The answer should be a single number: how many lines of the entries below hold the word "React".

Given information:
----------------------------------------

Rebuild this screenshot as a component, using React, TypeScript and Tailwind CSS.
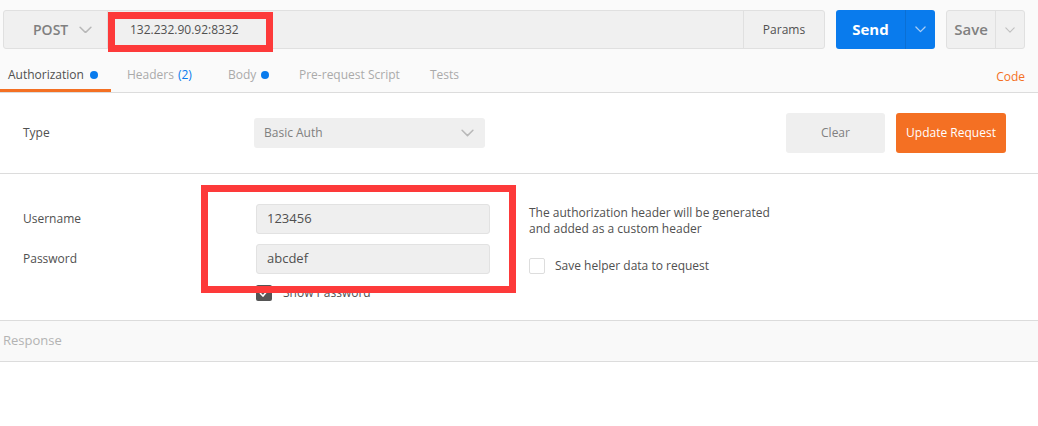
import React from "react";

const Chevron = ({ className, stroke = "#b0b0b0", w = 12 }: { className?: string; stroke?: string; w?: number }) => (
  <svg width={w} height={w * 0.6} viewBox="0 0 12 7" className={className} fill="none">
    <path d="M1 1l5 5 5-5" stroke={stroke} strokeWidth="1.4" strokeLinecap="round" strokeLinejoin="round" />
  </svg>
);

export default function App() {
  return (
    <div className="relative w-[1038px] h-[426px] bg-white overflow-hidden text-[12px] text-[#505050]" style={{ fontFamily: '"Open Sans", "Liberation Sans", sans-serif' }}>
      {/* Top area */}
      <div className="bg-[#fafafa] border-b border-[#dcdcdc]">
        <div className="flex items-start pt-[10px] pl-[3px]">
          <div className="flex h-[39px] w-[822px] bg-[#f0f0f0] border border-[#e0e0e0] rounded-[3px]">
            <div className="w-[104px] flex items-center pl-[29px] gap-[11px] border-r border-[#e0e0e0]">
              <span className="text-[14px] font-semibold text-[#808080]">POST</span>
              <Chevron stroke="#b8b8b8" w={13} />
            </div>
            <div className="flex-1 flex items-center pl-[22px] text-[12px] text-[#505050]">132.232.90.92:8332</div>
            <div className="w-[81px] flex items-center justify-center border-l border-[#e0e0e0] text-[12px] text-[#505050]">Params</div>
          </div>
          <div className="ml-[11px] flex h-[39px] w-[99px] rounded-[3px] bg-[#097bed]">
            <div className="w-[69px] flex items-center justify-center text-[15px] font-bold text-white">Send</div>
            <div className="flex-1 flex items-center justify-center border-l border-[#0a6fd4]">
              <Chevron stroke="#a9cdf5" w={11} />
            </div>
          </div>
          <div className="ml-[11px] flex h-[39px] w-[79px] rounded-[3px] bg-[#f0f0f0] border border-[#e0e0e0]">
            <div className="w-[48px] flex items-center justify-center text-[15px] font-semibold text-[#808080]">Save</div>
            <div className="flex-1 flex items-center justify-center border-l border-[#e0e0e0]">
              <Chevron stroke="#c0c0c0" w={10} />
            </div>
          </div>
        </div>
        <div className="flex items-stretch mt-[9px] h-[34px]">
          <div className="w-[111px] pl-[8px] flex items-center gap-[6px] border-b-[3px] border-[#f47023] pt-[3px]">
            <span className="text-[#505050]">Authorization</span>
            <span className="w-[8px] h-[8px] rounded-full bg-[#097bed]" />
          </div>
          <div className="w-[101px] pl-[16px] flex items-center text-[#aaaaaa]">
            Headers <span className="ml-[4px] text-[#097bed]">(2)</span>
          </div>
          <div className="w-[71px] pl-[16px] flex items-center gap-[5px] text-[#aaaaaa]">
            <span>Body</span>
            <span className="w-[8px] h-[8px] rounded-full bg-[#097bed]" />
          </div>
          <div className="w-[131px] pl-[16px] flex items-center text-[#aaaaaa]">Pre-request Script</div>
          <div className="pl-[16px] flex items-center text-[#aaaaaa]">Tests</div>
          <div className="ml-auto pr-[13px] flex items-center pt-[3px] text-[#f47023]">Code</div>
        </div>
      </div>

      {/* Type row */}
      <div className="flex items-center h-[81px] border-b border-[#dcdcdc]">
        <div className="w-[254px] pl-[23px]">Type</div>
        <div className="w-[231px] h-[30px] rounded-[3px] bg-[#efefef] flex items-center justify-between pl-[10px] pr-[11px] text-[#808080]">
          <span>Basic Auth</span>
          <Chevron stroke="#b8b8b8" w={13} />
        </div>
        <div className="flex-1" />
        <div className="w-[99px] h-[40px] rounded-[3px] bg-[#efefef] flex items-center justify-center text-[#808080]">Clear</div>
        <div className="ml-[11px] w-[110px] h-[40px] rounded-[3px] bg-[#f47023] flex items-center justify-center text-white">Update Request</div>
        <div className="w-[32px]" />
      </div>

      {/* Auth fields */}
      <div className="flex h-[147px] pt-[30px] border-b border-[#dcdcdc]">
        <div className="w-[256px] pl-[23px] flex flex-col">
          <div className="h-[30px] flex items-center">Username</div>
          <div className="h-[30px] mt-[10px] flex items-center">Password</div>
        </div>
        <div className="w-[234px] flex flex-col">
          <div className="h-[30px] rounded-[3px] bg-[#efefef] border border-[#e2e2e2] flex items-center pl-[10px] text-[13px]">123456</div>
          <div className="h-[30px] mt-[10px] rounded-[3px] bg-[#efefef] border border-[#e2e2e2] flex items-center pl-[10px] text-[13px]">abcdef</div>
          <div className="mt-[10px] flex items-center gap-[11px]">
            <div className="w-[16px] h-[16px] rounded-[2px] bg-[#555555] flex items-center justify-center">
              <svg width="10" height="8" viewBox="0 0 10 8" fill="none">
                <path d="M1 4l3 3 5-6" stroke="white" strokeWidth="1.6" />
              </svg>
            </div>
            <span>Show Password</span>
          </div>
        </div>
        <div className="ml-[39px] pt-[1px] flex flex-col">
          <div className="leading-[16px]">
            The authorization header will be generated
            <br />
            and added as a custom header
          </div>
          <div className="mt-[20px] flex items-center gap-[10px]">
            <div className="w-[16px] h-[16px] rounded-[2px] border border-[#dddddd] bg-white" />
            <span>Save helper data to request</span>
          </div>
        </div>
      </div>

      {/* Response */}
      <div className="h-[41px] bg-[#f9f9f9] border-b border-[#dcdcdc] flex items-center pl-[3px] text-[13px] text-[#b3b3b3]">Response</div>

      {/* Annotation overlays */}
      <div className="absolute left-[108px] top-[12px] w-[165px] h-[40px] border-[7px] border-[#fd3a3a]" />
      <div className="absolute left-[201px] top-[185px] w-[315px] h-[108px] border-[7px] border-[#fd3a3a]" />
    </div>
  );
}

----------------------------------------

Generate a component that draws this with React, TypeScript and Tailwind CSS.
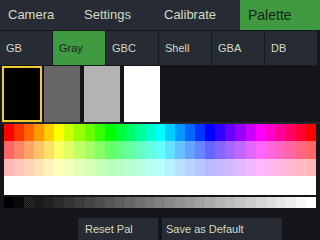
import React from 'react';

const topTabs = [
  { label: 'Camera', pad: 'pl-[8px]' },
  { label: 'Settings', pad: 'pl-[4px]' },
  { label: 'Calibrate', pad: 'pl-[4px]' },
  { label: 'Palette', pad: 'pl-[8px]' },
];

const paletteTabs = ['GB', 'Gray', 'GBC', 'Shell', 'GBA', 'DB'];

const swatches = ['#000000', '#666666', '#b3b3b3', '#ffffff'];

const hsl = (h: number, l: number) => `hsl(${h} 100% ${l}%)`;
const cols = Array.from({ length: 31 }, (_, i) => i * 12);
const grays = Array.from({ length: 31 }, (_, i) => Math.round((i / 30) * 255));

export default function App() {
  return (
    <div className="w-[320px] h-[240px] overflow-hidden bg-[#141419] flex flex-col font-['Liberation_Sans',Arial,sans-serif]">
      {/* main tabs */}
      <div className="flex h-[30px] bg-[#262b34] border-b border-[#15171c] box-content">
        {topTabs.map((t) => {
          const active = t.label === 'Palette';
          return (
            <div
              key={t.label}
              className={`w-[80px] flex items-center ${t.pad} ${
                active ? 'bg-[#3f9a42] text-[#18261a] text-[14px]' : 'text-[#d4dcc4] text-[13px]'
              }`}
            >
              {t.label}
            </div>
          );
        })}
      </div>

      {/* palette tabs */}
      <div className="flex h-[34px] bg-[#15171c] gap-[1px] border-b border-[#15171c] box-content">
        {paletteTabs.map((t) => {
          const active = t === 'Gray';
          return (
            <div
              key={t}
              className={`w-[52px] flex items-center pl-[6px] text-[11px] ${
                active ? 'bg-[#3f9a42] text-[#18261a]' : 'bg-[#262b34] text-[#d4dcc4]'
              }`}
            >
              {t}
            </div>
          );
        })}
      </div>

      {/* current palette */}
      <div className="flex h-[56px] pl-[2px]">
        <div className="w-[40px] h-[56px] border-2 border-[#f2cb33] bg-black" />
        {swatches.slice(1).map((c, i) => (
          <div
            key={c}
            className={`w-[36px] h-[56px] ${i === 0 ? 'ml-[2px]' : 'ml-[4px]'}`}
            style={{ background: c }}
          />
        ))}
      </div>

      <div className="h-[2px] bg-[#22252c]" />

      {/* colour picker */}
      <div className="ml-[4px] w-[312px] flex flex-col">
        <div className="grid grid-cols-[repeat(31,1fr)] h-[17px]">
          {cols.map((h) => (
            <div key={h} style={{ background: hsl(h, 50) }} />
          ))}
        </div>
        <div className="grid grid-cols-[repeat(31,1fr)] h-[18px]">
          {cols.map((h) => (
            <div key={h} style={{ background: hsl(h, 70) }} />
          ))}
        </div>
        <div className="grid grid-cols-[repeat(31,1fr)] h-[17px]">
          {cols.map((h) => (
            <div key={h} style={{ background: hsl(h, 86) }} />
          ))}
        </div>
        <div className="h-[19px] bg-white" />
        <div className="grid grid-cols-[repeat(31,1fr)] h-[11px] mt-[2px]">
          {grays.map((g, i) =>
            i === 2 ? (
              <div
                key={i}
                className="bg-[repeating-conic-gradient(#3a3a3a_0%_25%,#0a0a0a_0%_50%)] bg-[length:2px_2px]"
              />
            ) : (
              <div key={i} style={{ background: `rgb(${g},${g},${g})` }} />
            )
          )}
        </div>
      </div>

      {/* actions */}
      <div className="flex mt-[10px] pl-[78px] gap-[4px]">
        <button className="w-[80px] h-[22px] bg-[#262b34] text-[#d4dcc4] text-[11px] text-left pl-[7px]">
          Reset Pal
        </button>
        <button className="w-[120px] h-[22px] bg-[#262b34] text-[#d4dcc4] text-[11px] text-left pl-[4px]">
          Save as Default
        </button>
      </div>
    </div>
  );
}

----------------------------------------

Worked answer: 4